Why omnichannel is a misunderstood buzzword

Today the buzzword du jour, ‘omnichannel,’ has supplanted multichannel as the go-to strategy for retailers.

But its popularity and ubiquity has grown so much that its meaning has become muddled among a multitude of channel conversations and variety industry headlines. The truth of the matter is omnichannel never rightfully got its moment in the sun because vendors have used (and may still be using) omnichannel when they really mean multichannel.


By definition, omnichannel is all about creating a holistic, consistent and personalized shopping experience. It’s about abandoning the flat, single-channel customer profile and instead bridging the gaps between online, in-store, social media and in-app experience to stimulate sales. The true meaning of omnichannel is allowing customers to pay where and how they want to pay in a truly frictionless experience. In practice, where retailers miss the mark is in understanding the technology’s real complexity and benefits – how it can and should come together to seamlessly work across both brick-and-mortar and e-commerce.

Here are three ways retailers can and should be thinking about omnichannel:

Friction-free transactions: With an omnichannel experience, customers have the ability to pay however they choose – whether through traditional credit and debit cards or through mobile payments (Apple Pay, Android Pay or other solutions) – as well as the freedom to do things such as make an online purchase but then return the same item in-store.

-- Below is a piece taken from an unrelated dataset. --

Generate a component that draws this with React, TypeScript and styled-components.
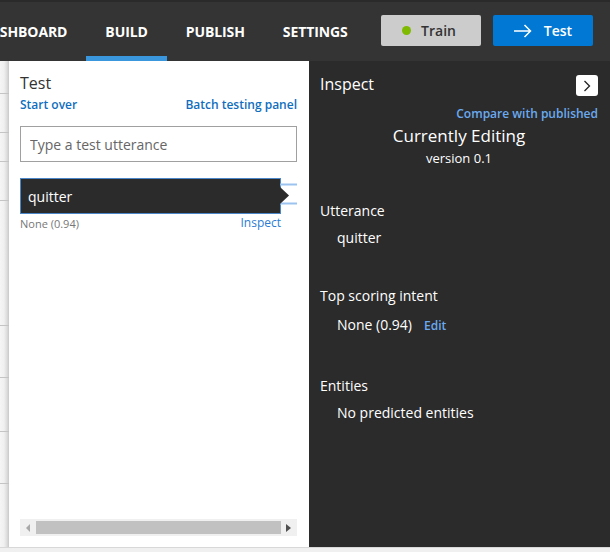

Breaking this down a bit further, where omnichannel brings great value is in this unified view of all payment activity, regardless of where the transaction originated. This unique ability gives business owners greater reporting functionality as well as power to gain insights into customer preferences in order to better engage with them. Take for example interconnecting online purchases with in-store to returns. The omnichannel models ensures that refunded goods to original price, benefitting business owners as the in-store price could be listed for less than what the customer purchased the item for online.

Customers come first: Omnichannel serves as an invaluable tool when looking to improve customer service. When guaranteed shipping times have not been met, customers may receive a cold call asking for their credit card number so they can receive the shipping refund – and many people today, rightly so, may be hesitant to do so amidst a seemingly endless sea of scams and fraud. An omnichannel solution can provide insight into the particular credit card used for the online transaction, enabling businesses to proactively apply the credit using cross channel tokenization and notify the customer without the unnecessary interruption.

‘Big picture’ financial reporting: Another key strength of the omnichannel is its ability to consolidate financial reporting, and establish a single, unified system of record. Omnichannel provides a big picture view of commerce across all channels, which is an important tool for retailers. This real-time visibility across all operations can help streamline business decision-making – for example: a regional franchise owner saw a dip in volume at his physical locations (normally a cause for concern), however with this holistic view he quickly noticed that his ecommerce orders spiked in a good way. This big picture data allowed the owner to attribute his customers’ shifting behavior to bad weather (rain and high winds), which caused them to shop online instead.